• _What is needed_: Without including any pictures, copy each entry below exactly.

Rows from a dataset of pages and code
[Start]
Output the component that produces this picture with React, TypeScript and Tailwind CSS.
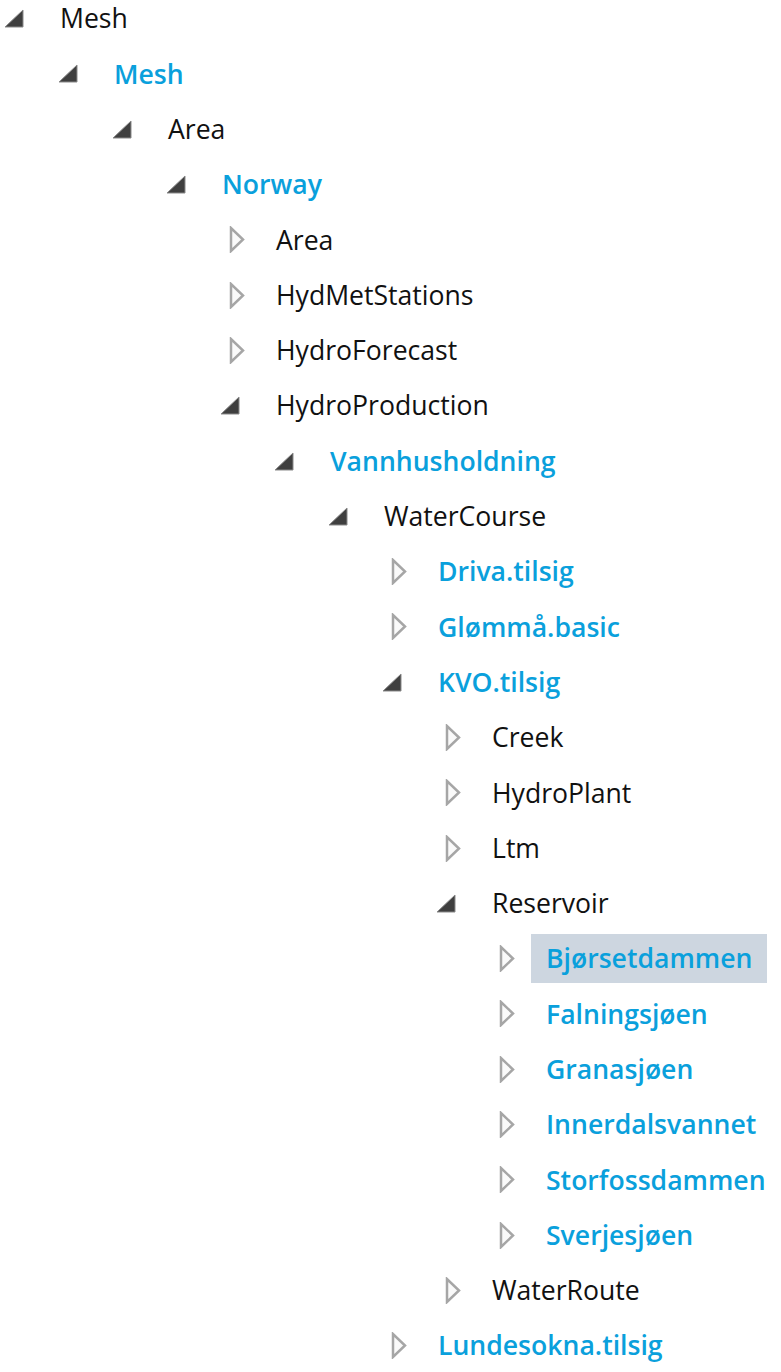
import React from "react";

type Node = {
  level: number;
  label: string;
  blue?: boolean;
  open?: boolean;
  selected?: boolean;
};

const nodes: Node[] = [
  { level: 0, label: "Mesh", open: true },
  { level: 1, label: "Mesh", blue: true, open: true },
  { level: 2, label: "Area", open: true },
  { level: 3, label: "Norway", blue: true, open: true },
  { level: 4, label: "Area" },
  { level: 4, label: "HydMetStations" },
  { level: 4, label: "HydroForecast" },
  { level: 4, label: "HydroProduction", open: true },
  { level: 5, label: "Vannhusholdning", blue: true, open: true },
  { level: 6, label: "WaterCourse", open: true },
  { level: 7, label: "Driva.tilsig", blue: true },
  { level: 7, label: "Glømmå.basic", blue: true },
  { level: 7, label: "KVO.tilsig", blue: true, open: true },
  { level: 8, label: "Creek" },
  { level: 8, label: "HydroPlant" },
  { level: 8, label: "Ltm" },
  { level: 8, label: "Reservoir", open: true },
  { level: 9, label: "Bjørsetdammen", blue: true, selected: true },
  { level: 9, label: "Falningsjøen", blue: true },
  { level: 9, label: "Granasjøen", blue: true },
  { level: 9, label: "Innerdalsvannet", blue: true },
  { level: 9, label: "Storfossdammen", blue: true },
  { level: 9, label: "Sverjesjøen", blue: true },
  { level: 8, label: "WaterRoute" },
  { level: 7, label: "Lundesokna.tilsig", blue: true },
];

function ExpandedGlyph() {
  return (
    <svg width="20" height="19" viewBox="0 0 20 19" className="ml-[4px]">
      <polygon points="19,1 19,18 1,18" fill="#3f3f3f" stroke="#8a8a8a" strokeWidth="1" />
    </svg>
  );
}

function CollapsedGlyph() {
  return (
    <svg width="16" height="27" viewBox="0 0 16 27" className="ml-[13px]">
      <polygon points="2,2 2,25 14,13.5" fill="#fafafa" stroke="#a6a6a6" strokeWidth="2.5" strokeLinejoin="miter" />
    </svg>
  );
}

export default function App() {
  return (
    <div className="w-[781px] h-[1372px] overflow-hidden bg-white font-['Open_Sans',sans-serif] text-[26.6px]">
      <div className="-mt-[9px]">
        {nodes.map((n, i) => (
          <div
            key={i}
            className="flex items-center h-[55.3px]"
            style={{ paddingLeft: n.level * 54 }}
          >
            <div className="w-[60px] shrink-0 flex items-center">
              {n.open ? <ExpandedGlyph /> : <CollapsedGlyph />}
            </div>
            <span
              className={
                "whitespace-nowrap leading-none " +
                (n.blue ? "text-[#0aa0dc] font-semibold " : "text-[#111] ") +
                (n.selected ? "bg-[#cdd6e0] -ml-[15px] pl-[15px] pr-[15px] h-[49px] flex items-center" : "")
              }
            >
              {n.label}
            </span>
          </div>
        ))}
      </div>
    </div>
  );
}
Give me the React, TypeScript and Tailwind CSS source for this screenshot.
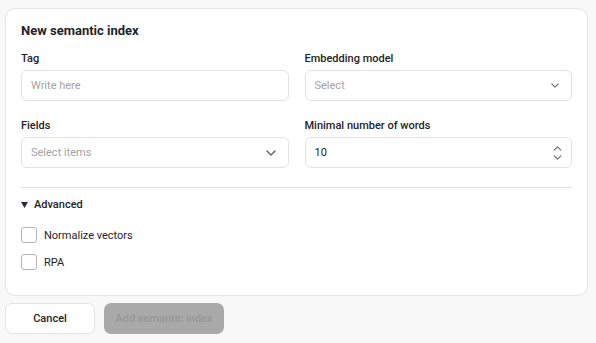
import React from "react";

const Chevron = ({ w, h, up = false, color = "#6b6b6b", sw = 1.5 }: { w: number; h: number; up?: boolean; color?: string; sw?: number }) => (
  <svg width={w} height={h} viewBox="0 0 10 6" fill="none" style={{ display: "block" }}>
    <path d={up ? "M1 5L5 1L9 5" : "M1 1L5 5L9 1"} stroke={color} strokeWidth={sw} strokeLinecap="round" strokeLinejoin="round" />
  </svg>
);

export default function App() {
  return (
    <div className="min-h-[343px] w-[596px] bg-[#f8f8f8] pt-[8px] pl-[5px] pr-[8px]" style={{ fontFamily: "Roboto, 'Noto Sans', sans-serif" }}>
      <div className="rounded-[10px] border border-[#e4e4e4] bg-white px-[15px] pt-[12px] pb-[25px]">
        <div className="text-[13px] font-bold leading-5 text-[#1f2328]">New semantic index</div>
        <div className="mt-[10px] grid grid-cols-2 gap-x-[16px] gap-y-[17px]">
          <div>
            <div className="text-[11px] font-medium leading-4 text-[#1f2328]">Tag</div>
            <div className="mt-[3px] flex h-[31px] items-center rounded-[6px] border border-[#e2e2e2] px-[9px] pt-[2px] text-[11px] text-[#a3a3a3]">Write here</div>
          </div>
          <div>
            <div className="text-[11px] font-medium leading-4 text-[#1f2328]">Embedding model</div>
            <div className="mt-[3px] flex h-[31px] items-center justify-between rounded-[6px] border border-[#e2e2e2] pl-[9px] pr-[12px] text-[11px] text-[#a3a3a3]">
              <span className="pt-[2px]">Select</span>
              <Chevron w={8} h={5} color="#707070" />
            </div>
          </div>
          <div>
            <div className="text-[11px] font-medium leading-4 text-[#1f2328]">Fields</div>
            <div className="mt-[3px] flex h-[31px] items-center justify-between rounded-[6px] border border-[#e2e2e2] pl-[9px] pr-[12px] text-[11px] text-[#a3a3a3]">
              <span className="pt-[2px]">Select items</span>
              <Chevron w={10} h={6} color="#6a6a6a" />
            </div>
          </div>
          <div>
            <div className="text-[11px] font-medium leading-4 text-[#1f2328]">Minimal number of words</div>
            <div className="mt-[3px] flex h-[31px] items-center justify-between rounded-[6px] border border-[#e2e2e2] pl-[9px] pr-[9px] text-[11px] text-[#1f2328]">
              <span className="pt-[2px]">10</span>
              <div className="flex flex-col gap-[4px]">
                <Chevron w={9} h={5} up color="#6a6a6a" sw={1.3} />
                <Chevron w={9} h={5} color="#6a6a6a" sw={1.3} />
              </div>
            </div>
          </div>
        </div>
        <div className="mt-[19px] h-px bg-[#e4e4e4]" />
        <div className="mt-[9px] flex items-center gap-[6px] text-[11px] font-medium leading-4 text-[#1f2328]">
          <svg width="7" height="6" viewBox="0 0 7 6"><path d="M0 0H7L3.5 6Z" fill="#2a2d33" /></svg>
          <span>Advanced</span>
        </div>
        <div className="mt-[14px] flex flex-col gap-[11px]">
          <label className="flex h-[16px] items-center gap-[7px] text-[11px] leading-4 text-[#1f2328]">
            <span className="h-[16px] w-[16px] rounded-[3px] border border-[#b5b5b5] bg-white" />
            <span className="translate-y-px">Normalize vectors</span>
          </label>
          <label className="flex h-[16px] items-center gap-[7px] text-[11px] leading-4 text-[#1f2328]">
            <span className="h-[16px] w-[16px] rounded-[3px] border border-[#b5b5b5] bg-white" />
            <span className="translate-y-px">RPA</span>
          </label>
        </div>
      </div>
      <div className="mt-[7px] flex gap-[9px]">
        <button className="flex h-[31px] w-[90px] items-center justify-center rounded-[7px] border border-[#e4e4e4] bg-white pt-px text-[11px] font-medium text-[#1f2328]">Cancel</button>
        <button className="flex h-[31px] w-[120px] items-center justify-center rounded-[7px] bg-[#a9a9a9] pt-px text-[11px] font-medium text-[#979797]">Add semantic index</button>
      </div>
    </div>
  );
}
[End]
• _Full response_:
Output the component that produces this picture with React, TypeScript and Tailwind CSS.
import React from "react";

type Node = {
  level: number;
  label: string;
  blue?: boolean;
  open?: boolean;
  selected?: boolean;
};

const nodes: Node[] = [
  { level: 0, label: "Mesh", open: true },
  { level: 1, label: "Mesh", blue: true, open: true },
  { level: 2, label: "Area", open: true },
  { level: 3, label: "Norway", blue: true, open: true },
  { level: 4, label: "Area" },
  { level: 4, label: "HydMetStations" },
  { level: 4, label: "HydroForecast" },
  { level: 4, label: "HydroProduction", open: true },
  { level: 5, label: "Vannhusholdning", blue: true, open: true },
  { level: 6, label: "WaterCourse", open: true },
  { level: 7, label: "Driva.tilsig", blue: true },
  { level: 7, label: "Glømmå.basic", blue: true },
  { level: 7, label: "KVO.tilsig", blue: true, open: true },
  { level: 8, label: "Creek" },
  { level: 8, label: "HydroPlant" },
  { level: 8, label: "Ltm" },
  { level: 8, label: "Reservoir", open: true },
  { level: 9, label: "Bjørsetdammen", blue: true, selected: true },
  { level: 9, label: "Falningsjøen", blue: true },
  { level: 9, label: "Granasjøen", blue: true },
  { level: 9, label: "Innerdalsvannet", blue: true },
  { level: 9, label: "Storfossdammen", blue: true },
  { level: 9, label: "Sverjesjøen", blue: true },
  { level: 8, label: "WaterRoute" },
  { level: 7, label: "Lundesokna.tilsig", blue: true },
];

function ExpandedGlyph() {
  return (
    <svg width="20" height="19" viewBox="0 0 20 19" className="ml-[4px]">
      <polygon points="19,1 19,18 1,18" fill="#3f3f3f" stroke="#8a8a8a" strokeWidth="1" />
    </svg>
  );
}

function CollapsedGlyph() {
  return (
    <svg width="16" height="27" viewBox="0 0 16 27" className="ml-[13px]">
      <polygon points="2,2 2,25 14,13.5" fill="#fafafa" stroke="#a6a6a6" strokeWidth="2.5" strokeLinejoin="miter" />
    </svg>
  );
}

export default function App() {
  return (
    <div className="w-[781px] h-[1372px] overflow-hidden bg-white font-['Open_Sans',sans-serif] text-[26.6px]">
      <div className="-mt-[9px]">
        {nodes.map((n, i) => (
          <div
            key={i}
            className="flex items-center h-[55.3px]"
            style={{ paddingLeft: n.level * 54 }}
          >
            <div className="w-[60px] shrink-0 flex items-center">
              {n.open ? <ExpandedGlyph /> : <CollapsedGlyph />}
            </div>
            <span
              className={
                "whitespace-nowrap leading-none " +
                (n.blue ? "text-[#0aa0dc] font-semibold " : "text-[#111] ") +
                (n.selected ? "bg-[#cdd6e0] -ml-[15px] pl-[15px] pr-[15px] h-[49px] flex items-center" : "")
              }
            >
              {n.label}
            </span>
          </div>
        ))}
      </div>
    </div>
  );
}
Give me the React, TypeScript and Tailwind CSS source for this screenshot.
import React from "react";

const Chevron = ({ w, h, up = false, color = "#6b6b6b", sw = 1.5 }: { w: number; h: number; up?: boolean; color?: string; sw?: number }) => (
  <svg width={w} height={h} viewBox="0 0 10 6" fill="none" style={{ display: "block" }}>
    <path d={up ? "M1 5L5 1L9 5" : "M1 1L5 5L9 1"} stroke={color} strokeWidth={sw} strokeLinecap="round" strokeLinejoin="round" />
  </svg>
);

export default function App() {
  return (
    <div className="min-h-[343px] w-[596px] bg-[#f8f8f8] pt-[8px] pl-[5px] pr-[8px]" style={{ fontFamily: "Roboto, 'Noto Sans', sans-serif" }}>
      <div className="rounded-[10px] border border-[#e4e4e4] bg-white px-[15px] pt-[12px] pb-[25px]">
        <div className="text-[13px] font-bold leading-5 text-[#1f2328]">New semantic index</div>
        <div className="mt-[10px] grid grid-cols-2 gap-x-[16px] gap-y-[17px]">
          <div>
            <div className="text-[11px] font-medium leading-4 text-[#1f2328]">Tag</div>
            <div className="mt-[3px] flex h-[31px] items-center rounded-[6px] border border-[#e2e2e2] px-[9px] pt-[2px] text-[11px] text-[#a3a3a3]">Write here</div>
          </div>
          <div>
            <div className="text-[11px] font-medium leading-4 text-[#1f2328]">Embedding model</div>
            <div className="mt-[3px] flex h-[31px] items-center justify-between rounded-[6px] border border-[#e2e2e2] pl-[9px] pr-[12px] text-[11px] text-[#a3a3a3]">
              <span className="pt-[2px]">Select</span>
              <Chevron w={8} h={5} color="#707070" />
            </div>
          </div>
          <div>
            <div className="text-[11px] font-medium leading-4 text-[#1f2328]">Fields</div>
            <div className="mt-[3px] flex h-[31px] items-center justify-between rounded-[6px] border border-[#e2e2e2] pl-[9px] pr-[12px] text-[11px] text-[#a3a3a3]">
              <span className="pt-[2px]">Select items</span>
              <Chevron w={10} h={6} color="#6a6a6a" />
            </div>
          </div>
          <div>
            <div className="text-[11px] font-medium leading-4 text-[#1f2328]">Minimal number of words</div>
            <div className="mt-[3px] flex h-[31px] items-center justify-between rounded-[6px] border border-[#e2e2e2] pl-[9px] pr-[9px] text-[11px] text-[#1f2328]">
              <span className="pt-[2px]">10</span>
              <div className="flex flex-col gap-[4px]">
                <Chevron w={9} h={5} up color="#6a6a6a" sw={1.3} />
                <Chevron w={9} h={5} color="#6a6a6a" sw={1.3} />
              </div>
            </div>
          </div>
        </div>
        <div className="mt-[19px] h-px bg-[#e4e4e4]" />
        <div className="mt-[9px] flex items-center gap-[6px] text-[11px] font-medium leading-4 text-[#1f2328]">
          <svg width="7" height="6" viewBox="0 0 7 6"><path d="M0 0H7L3.5 6Z" fill="#2a2d33" /></svg>
          <span>Advanced</span>
        </div>
        <div className="mt-[14px] flex flex-col gap-[11px]">
          <label className="flex h-[16px] items-center gap-[7px] text-[11px] leading-4 text-[#1f2328]">
            <span className="h-[16px] w-[16px] rounded-[3px] border border-[#b5b5b5] bg-white" />
            <span className="translate-y-px">Normalize vectors</span>
          </label>
          <label className="flex h-[16px] items-center gap-[7px] text-[11px] leading-4 text-[#1f2328]">
            <span className="h-[16px] w-[16px] rounded-[3px] border border-[#b5b5b5] bg-white" />
            <span className="translate-y-px">RPA</span>
          </label>
        </div>
      </div>
      <div className="mt-[7px] flex gap-[9px]">
        <button className="flex h-[31px] w-[90px] items-center justify-center rounded-[7px] border border-[#e4e4e4] bg-white pt-px text-[11px] font-medium text-[#1f2328]">Cancel</button>
        <button className="flex h-[31px] w-[120px] items-center justify-center rounded-[7px] bg-[#a9a9a9] pt-px text-[11px] font-medium text-[#979797]">Add semantic index</button>
      </div>
    </div>
  );
}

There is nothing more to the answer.